Nein, die Vorstellung, nur in Südeuropa oder Lateinamerika wüchsen Spieler heran, denen es gegeben sei, Fußball zu „spielen“ anstatt zu arbeiten, ist genauso rassistisch wie die Vorstellung, dem Neger liege halt der Rhythmus im Blut (Näheres dazu in Gerhard Polts Sketch vom Herrn Tschabobo). Holland liegt auch nicht im Süden, und die Holländer spielten schon mit Cruyff einen technisch hervorragenden Fußball, also bevor die Mannschaft von Spielern dominiert wurde, deren Wurzeln in die ehemaligen Kolonialgebiete zurückreichen. Der Prototyp des deutschen Fußballmalochers, Berti Vogts, war paradoxerweise vor der EM auf dem richtigen Weg, als er neben dem Sieg auch die spielerische Leistung zu einem wichtigen Kriterium erklärte (die Umsetzung ist natürlich schwierig, wenn die Herren Möller und Häßler partout nicht mitspielen wollen).

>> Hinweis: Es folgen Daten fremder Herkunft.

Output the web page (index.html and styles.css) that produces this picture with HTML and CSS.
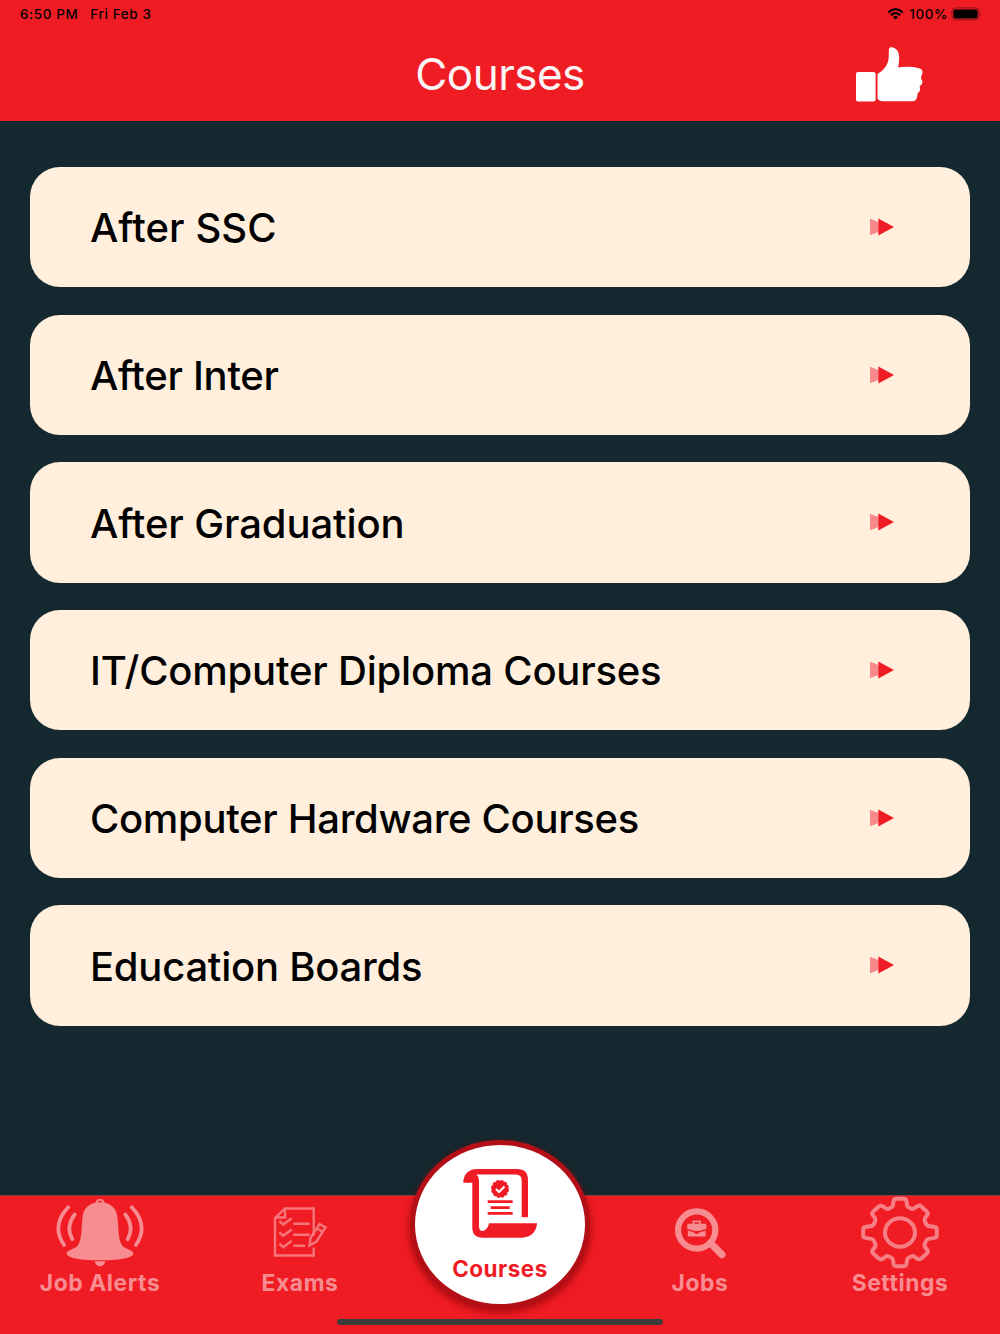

Ein weiterer Schritt wäre es, wenn man in Deutschland davon abkäme, die banale Selbstverständlichkeit, dass zum Fußball auch Einsatzwille gehört, durch Phrasen wie „durch den Kampf zum Spiel finden“ zum alleinigen Credo eines typisch deutschen Fußballverständnisses zu erklären, um damit den Glauben an die eigene Fähigkeit, auch Fußball-„Spieler“ hervorbringen zu können, zu unterdrücken.